党首討論をきいて

今年初めての党首討論をきいて・・・橋下徹大阪市長大阪維新の会」の新勢力が中央進出の動きを加速している。不毛の議論を続けている既成政党である。むしろ既成政党の中の人間も大阪維新の会に寄り添う考えの出る人もいる。

小沢一郎民主党代表の考えには、野田首相の消費税増税に反対ののろしを上げている、一方自民党のは10%の増税は主張している。確かにマニフェスト違反ということらしい。そんなことを言いあって議論が進まない。

そんな対立を繰り返すばかりでは既成政党の存在意義が問われかねない。危機感が働き始めたのであれば、正しい認識だ。討論を重ね、接点と対立点をより具体的に示してほしい。

こんなことでは、国民は橋下徹大阪市長率いる「大阪維新の会」国会進出を期待する人が増えるばかりである。

各誌の社説で党首討論を上げている。
朝日新聞・・・「一体改革の道筋が見えた」
この日の応酬では、民主、自民両党の主張の重なりの多さが改めて浮かび上がった。それはつまり、谷垣氏が挙げた問題点をクリアできれば、改革そのものが実現に向かって動き出すということだ。

そのために野田首相がすべきことは、はっきりしている。まずは、実現が極めて難しい最低保障年金の新制度はきっぱりと棚上げする。そのうえで、消費増税社会保障関連の法案を間を置かずに出すことだ。

読売新聞・・・「一体改革でも真剣に接点探れ」
与野党が合意できる点は少なくない。焦点の社会保障と税の一体改革でも、積極的に歩み寄るべきだ。

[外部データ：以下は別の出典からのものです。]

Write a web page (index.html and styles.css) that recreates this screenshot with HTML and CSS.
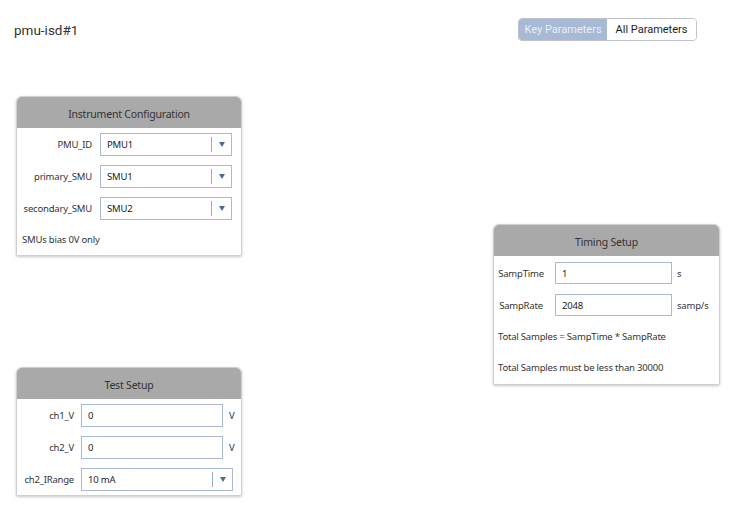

谷垣総裁が、自民党も基礎年金の国庫負担の財源に消費税率引き上げを想定していることを明言するなど、与野党の一致点は徐々に増えている。

野田首相は、新年金制度案を棚上げし、与野党協議への道を開く決断をすべきだ。「まず足元を固めるべきだ」との谷垣総裁の指摘は、もっともだ。首相は、民主党小沢一郎元代表グループや国民新党の亀井代表が公然と唱える増税反対・慎重論を抑え込むことが大切である。

谷垣総裁も、現在の危機的な財政状況を招いた責任が長年の自公政権にあることを忘れてはならない。衆院解散を要求するだけでなく、自民党の対案をまとめ、政策の中身で対抗するのが筋だ。与野党は、話し合いを重ね、真剣に接点を探ってもらいたい。

毎日新聞・・・「橋下さんには負けられぬ」
税と社会保障の一体改革について首相が「与野党で協議を」と呼びかけ、谷垣氏が「その前に衆院解散を」と拒絶する。そんなワンパターンな応酬が繰り返される展開にならなくてほっとした。

一体改革については政府が大綱に示した最低保障年金制度の見直しを谷垣氏が促し、首相は当面の改革実施で歩み寄りは可能と反論した。

民主党では小沢一郎元代表が消費増税に反対姿勢を明確にし、法案の閣議決定すら危ぶまれている。首相は「51対49の党内世論でも決めたらがんばる」と法案提出は不変と強調した。有言実行で進んでほしい。

野田内閣のみならず民主、自民両党の政党支持率が低迷する中、橋下徹大阪市長の直接的なメッセージや新勢力の動向が国民の関心を集めている。発信力が不足気味の両党首だが、率直に本音をぶつけあうことが、言葉の力を取り戻す近道だ。それがひいては、既成政党の地盤沈下を食い止める足がかりとなろう。